Data section
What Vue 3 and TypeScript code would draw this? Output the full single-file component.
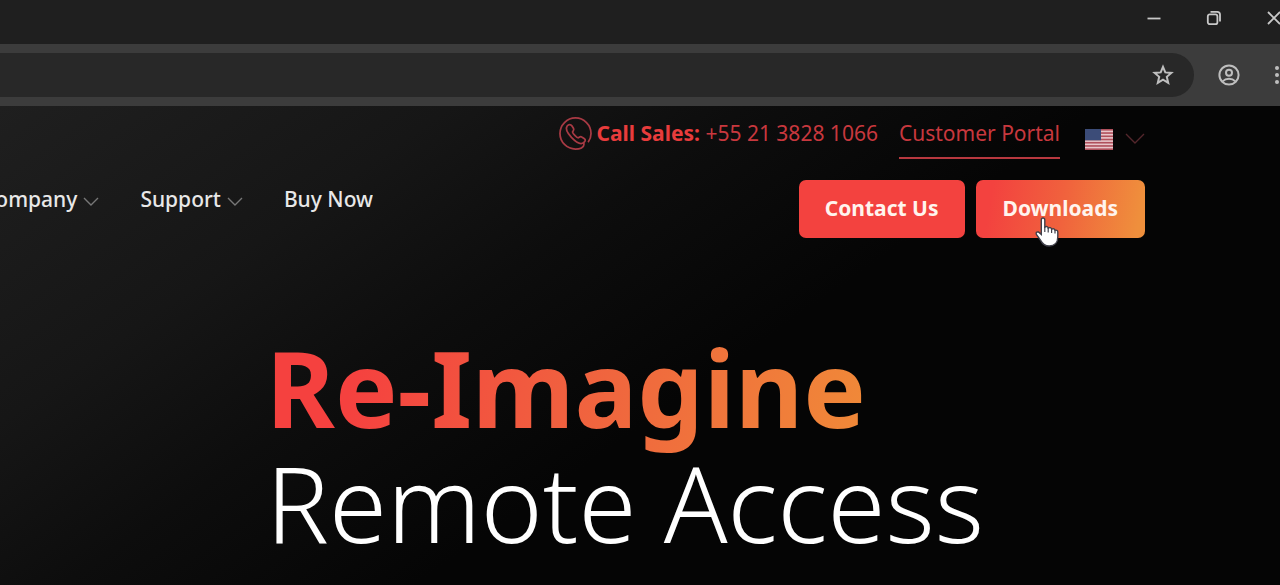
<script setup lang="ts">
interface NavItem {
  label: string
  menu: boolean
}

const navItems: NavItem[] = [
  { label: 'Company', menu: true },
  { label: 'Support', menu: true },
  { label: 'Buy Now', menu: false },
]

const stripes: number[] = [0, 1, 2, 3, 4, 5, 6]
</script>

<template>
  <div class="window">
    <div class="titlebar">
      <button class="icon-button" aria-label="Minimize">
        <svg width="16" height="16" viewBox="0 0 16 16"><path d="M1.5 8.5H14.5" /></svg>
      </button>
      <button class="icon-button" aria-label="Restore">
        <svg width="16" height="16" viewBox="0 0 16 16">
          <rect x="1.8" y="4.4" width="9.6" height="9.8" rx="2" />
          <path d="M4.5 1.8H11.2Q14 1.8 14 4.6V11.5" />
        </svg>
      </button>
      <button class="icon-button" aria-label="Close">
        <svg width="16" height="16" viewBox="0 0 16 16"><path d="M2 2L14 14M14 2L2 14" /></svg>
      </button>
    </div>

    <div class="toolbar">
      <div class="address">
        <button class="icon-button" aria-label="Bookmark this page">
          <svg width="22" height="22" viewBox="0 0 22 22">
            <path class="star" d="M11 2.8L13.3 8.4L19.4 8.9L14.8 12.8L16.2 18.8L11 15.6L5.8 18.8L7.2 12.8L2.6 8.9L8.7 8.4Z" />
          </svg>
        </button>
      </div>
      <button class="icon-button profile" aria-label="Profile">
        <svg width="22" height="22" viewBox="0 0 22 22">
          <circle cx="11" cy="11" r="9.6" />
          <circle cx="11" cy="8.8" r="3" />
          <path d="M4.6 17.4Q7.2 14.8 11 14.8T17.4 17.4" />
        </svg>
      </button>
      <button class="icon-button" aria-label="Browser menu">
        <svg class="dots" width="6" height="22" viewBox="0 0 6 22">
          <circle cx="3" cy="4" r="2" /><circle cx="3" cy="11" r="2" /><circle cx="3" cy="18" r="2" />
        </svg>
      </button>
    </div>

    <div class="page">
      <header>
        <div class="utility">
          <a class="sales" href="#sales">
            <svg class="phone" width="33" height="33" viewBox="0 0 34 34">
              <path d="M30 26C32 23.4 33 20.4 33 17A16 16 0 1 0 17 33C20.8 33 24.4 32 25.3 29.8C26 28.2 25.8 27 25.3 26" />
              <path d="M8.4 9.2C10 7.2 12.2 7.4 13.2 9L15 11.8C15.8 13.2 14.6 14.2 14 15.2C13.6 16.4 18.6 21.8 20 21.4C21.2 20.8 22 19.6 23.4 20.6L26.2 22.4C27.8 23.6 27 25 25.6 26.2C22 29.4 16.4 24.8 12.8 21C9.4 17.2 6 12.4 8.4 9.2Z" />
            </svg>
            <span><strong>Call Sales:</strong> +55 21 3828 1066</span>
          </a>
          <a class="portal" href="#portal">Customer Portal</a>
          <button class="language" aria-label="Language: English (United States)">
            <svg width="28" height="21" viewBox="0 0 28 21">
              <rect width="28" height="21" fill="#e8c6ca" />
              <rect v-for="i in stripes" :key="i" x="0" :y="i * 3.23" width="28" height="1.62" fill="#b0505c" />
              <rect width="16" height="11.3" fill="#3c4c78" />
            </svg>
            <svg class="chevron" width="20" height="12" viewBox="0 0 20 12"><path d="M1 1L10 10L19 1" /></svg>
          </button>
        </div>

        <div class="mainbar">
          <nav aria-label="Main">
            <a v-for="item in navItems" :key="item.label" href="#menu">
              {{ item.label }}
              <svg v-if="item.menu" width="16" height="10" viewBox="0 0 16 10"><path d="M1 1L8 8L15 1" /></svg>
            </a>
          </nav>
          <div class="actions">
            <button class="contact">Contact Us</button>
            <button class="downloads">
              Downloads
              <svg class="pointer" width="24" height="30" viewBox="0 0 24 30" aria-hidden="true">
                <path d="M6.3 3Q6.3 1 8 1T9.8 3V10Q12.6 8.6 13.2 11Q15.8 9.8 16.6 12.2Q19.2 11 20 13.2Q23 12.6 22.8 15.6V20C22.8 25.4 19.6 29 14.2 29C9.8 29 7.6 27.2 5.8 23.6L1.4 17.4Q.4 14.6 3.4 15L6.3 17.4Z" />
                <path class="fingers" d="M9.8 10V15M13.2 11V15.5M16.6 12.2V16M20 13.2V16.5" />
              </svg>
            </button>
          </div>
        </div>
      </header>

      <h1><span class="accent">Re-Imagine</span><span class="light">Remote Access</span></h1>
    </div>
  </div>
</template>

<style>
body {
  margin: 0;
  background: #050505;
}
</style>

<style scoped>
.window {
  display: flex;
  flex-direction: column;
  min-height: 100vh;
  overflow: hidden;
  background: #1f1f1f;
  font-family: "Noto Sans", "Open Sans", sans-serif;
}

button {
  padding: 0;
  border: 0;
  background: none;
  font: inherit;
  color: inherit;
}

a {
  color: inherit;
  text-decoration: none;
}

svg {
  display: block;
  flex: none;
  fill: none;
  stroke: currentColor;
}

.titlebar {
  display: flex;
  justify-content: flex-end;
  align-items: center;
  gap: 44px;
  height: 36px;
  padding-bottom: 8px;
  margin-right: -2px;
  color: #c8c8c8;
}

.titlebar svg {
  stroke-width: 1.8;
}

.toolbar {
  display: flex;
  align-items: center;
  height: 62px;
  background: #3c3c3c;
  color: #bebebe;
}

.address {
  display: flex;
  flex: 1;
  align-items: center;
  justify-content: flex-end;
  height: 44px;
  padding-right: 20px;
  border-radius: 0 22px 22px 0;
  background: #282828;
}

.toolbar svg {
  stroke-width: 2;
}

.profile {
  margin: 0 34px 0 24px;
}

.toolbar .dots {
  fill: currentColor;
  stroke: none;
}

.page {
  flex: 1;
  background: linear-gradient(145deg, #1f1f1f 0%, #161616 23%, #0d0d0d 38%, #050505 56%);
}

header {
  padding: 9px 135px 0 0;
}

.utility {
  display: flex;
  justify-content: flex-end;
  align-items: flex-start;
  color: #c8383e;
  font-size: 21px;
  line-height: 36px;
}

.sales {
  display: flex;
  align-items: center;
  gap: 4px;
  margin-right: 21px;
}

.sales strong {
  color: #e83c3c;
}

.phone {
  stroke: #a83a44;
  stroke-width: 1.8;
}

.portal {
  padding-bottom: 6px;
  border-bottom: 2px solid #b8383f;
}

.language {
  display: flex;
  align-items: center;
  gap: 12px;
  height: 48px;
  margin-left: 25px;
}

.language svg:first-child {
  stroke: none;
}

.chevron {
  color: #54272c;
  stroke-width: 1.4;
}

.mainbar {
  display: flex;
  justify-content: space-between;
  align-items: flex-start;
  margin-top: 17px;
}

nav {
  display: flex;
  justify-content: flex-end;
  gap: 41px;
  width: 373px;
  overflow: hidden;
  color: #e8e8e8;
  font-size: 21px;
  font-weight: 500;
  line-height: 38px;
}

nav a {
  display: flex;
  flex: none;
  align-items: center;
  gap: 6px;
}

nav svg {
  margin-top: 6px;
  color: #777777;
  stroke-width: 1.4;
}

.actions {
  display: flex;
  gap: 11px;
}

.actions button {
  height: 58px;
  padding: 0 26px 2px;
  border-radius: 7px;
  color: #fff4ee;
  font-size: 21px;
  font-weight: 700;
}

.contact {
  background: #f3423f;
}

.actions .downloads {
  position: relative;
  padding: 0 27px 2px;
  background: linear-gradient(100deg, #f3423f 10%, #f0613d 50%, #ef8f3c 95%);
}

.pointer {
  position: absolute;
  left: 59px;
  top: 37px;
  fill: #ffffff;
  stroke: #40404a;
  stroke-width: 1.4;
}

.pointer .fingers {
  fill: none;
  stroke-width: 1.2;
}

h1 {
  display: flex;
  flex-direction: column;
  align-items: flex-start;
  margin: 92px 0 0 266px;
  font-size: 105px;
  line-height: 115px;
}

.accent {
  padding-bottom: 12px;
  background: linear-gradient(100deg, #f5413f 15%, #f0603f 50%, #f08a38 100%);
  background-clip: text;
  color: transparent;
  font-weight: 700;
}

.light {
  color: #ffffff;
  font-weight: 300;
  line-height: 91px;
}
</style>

Written problem
Identify each line containing the string "this" and copy it out.

Task answer
What Vue 3 and TypeScript code would draw this? Output the full single-file component.
        <button class="icon-button" aria-label="Bookmark this page">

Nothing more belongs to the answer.